Zum gelungenen Gesamteindruck trägt auch das Ensemble bei. Allen voran Martin Berner, der einen ausgezeichneten Schwanda auf die Bühne bringt. Stimmlich brilliert sein Bariton bis in die Tiefen. Dabei zeigt er darstellerisch die nötige Naivität, ohne zu blödeln. Gesanglich ebenfalls höchst eindrucksvoll präsentiert Tilmann Unger als Babinsky ein breites Spektrum zwischen Heldentenor und Volksliedsänger. Aleksandra Rybakova ist als Dorota ebenfalls sehr gut besetzt. Ihr Debüt des stimmlich anspruchsvollen Parts meistert sie ohne Mühen. Dilara Baȿtar beglückt in der Rolle der Königin sowohl stimmlich als auch darstellerisch. In seinem kurzen Auftritt beeindruckt Magier Seungwoon Ezio Lee mit seinem Bass. Und Christian Tschelebiew spielt den Teufel glücklicherweise nicht zu überdreht, meistert aber die schwierig zu singenden Rezitative gekonnt. Chöre und Tänzer gefallen in jeder Beziehung, zumal sie über die Maßen beansprucht werden.

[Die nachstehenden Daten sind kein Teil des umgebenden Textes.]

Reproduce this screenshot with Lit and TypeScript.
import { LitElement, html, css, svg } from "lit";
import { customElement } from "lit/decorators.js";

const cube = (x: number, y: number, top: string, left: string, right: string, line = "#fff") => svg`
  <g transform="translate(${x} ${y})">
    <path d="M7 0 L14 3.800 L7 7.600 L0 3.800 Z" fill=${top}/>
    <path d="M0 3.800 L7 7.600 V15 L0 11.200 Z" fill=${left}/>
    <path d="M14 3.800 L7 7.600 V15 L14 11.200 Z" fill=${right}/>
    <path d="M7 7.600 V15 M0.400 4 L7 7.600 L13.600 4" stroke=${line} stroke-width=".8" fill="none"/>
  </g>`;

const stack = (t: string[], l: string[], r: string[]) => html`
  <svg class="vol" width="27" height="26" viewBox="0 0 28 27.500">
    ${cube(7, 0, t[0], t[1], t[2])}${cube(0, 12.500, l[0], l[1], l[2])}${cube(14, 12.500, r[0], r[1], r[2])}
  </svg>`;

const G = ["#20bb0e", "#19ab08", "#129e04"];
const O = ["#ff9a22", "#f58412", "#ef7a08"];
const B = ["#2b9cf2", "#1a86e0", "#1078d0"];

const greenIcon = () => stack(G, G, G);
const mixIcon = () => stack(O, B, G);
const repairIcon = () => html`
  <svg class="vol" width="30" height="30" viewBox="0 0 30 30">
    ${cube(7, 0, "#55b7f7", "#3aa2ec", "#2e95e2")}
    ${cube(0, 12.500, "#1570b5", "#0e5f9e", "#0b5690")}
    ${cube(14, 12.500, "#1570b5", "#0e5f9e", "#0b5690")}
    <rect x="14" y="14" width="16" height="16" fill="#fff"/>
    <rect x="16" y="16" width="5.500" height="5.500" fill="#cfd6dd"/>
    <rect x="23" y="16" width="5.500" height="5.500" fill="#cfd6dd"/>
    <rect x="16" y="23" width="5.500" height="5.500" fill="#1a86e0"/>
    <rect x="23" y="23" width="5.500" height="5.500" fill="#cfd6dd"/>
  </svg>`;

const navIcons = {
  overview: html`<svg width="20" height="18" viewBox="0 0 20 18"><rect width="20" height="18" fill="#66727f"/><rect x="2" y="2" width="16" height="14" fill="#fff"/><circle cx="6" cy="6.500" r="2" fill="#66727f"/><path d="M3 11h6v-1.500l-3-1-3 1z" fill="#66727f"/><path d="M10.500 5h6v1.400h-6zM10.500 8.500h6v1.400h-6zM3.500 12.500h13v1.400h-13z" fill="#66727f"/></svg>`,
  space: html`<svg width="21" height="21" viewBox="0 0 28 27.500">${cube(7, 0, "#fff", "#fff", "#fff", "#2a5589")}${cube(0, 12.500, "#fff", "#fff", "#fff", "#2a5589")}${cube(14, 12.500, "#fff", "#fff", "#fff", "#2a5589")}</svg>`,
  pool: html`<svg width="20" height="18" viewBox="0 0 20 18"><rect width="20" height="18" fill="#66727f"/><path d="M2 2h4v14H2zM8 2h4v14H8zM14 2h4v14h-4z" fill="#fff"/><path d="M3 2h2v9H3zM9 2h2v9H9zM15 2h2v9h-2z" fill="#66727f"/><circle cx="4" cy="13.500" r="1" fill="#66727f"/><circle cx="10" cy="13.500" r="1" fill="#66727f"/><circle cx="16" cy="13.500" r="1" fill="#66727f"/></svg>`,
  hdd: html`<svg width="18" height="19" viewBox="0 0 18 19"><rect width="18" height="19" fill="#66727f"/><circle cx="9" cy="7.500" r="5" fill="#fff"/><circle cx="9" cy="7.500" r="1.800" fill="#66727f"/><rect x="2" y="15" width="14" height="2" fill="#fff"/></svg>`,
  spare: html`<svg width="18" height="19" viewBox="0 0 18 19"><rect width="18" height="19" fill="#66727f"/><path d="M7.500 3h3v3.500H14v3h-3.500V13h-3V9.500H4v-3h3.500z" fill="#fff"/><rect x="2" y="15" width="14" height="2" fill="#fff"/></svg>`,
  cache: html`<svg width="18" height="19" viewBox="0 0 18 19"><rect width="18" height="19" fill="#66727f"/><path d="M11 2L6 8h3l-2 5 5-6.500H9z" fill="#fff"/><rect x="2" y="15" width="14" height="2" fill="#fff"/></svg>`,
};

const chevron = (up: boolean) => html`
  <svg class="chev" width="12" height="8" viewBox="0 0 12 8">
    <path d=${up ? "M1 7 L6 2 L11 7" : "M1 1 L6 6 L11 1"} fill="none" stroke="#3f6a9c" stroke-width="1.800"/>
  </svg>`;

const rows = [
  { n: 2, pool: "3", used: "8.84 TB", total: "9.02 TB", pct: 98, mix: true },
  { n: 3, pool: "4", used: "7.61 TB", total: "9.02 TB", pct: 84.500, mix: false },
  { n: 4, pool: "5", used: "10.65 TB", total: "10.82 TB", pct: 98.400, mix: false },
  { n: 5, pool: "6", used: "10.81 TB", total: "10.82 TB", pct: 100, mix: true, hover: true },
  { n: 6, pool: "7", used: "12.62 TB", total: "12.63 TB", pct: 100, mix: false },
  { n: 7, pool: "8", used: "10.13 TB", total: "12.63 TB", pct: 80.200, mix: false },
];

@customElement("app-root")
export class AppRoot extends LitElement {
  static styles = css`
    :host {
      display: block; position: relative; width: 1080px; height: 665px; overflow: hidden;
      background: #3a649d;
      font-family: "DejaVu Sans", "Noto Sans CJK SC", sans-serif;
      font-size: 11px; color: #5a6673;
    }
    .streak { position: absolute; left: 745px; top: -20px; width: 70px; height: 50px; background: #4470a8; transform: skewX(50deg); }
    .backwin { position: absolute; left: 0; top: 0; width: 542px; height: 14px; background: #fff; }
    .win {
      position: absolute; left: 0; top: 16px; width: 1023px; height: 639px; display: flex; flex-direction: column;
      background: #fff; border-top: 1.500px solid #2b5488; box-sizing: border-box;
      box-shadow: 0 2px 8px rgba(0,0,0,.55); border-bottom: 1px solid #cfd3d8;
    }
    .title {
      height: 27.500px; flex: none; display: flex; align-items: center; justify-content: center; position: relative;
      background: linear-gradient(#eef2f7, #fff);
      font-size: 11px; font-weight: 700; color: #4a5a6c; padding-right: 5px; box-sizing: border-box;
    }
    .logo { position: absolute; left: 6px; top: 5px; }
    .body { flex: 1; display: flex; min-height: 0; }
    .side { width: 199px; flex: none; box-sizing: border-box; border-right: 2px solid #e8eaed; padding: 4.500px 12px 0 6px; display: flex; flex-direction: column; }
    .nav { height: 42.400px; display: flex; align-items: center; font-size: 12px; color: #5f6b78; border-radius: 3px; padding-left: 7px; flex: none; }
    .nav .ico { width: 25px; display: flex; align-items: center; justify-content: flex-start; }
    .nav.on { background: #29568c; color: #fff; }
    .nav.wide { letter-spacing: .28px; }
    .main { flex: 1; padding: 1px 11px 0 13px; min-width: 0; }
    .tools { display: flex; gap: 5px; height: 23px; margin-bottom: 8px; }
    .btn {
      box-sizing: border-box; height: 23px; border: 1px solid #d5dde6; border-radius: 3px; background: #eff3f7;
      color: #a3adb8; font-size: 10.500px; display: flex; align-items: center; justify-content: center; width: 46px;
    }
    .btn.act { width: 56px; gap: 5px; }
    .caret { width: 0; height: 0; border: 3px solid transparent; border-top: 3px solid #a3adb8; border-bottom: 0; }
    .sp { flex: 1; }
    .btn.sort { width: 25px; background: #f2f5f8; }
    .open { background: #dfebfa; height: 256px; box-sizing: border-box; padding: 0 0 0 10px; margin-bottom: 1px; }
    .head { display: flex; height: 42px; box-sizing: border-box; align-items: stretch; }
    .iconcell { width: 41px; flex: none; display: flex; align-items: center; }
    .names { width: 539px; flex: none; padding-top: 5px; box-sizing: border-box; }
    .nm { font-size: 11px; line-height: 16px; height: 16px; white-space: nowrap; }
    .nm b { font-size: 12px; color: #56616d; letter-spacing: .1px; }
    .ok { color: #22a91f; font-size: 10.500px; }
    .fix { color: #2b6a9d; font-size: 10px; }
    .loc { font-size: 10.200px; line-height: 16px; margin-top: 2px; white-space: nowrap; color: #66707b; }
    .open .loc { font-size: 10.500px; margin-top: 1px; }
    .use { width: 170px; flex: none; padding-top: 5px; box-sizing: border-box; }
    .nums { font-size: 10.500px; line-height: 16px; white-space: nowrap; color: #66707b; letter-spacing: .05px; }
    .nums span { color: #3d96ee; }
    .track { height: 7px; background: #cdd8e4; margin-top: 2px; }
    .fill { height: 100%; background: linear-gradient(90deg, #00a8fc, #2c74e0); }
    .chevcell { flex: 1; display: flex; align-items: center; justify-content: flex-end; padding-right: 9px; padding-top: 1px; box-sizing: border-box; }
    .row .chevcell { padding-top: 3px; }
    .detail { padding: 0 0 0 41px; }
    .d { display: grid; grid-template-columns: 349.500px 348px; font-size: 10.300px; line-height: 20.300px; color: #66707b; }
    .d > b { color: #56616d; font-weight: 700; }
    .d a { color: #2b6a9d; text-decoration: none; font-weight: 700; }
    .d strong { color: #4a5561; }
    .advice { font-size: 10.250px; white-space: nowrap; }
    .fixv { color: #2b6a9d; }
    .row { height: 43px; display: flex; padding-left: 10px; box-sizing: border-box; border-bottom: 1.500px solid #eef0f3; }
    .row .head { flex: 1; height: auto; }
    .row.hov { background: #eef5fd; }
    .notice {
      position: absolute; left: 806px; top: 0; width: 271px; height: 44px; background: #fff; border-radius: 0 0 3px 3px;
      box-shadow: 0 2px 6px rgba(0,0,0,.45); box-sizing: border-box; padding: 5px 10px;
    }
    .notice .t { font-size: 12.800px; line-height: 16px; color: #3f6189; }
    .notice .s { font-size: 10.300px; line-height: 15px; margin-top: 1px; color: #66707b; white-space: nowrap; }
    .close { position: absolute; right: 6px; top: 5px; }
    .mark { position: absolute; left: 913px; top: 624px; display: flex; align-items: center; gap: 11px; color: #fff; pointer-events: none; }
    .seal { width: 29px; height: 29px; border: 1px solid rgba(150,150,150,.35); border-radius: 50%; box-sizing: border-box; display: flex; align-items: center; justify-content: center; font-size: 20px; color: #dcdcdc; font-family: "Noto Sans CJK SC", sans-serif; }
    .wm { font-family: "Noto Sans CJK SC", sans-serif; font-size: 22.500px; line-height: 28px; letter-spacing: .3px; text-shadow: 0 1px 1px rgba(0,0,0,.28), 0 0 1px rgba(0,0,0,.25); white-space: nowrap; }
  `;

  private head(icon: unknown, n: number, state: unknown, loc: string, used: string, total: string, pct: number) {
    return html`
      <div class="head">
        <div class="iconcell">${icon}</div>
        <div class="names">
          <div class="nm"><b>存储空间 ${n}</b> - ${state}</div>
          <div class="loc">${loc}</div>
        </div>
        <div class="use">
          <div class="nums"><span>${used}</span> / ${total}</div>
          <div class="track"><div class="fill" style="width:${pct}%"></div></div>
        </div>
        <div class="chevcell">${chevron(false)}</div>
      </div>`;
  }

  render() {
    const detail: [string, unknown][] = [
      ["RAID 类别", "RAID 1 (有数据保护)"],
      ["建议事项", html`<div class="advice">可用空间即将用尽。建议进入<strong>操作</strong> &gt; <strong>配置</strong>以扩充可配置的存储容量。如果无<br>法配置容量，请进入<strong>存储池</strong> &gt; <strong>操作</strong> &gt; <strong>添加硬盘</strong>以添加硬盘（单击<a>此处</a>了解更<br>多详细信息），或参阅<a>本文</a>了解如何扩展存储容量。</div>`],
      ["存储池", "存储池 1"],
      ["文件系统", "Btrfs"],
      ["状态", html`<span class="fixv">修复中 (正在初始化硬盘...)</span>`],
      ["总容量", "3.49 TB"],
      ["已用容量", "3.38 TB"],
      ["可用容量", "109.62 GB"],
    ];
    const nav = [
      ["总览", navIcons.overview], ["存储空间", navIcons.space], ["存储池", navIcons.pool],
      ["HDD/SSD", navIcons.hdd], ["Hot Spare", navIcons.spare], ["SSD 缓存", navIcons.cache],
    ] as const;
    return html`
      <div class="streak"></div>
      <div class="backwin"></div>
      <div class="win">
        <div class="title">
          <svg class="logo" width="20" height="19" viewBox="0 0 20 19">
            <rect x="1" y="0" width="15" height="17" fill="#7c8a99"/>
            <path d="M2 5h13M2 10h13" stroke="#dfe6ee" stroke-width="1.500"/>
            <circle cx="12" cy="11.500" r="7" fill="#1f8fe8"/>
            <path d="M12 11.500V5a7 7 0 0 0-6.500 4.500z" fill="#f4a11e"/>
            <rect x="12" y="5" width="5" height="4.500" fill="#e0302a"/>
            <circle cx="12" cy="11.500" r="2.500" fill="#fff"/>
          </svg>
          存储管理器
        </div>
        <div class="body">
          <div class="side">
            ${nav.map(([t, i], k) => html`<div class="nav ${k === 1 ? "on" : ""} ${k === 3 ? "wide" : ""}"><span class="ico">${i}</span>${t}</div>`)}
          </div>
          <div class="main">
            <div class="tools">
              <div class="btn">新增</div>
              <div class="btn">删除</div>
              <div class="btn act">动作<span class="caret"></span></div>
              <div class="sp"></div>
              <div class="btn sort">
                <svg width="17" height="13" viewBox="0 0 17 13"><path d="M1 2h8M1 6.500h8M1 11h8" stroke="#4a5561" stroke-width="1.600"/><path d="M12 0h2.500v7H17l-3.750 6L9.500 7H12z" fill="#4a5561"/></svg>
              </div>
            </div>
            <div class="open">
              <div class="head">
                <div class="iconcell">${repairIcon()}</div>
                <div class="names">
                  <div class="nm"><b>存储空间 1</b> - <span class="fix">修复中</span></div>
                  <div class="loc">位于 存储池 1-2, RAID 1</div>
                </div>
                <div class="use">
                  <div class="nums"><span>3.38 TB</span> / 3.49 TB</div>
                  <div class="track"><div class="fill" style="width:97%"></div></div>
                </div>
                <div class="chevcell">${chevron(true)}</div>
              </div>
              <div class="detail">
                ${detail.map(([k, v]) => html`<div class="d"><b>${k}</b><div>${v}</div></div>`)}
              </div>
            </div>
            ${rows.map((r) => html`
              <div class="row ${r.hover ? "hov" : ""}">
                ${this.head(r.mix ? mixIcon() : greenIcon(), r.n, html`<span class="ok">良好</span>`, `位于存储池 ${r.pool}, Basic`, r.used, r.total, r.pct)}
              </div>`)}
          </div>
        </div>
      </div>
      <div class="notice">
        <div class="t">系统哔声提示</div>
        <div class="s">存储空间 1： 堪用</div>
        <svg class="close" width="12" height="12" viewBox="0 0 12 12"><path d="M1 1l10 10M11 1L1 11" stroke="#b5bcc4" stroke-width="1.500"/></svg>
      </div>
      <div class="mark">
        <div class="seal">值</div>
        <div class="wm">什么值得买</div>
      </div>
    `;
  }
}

Dirigent Jan Hoffmann ist es, der den Wermutstropfen in den süffigen Wein schüttet. Er treibt das Philharmonische Orchester überflüssigerweise zu dynamischen Höchstleistungen an, ohne Rücksicht auf die Sänger zu nehmen. Da werden die Übertitel immer wieder wichtig, was natürlich den Genuss ein wenig trübt und die Ohren fast schon betäubt.
Cathérine Miville ist in der Tat eine Familienoper gelungen, die in ihrer lebhaften, bunten und vielgestaltigen Inszenierung überzeugt. Findet auch das Publikum, das mit Bravo-Rufen und kräftigem Applaus nicht spart.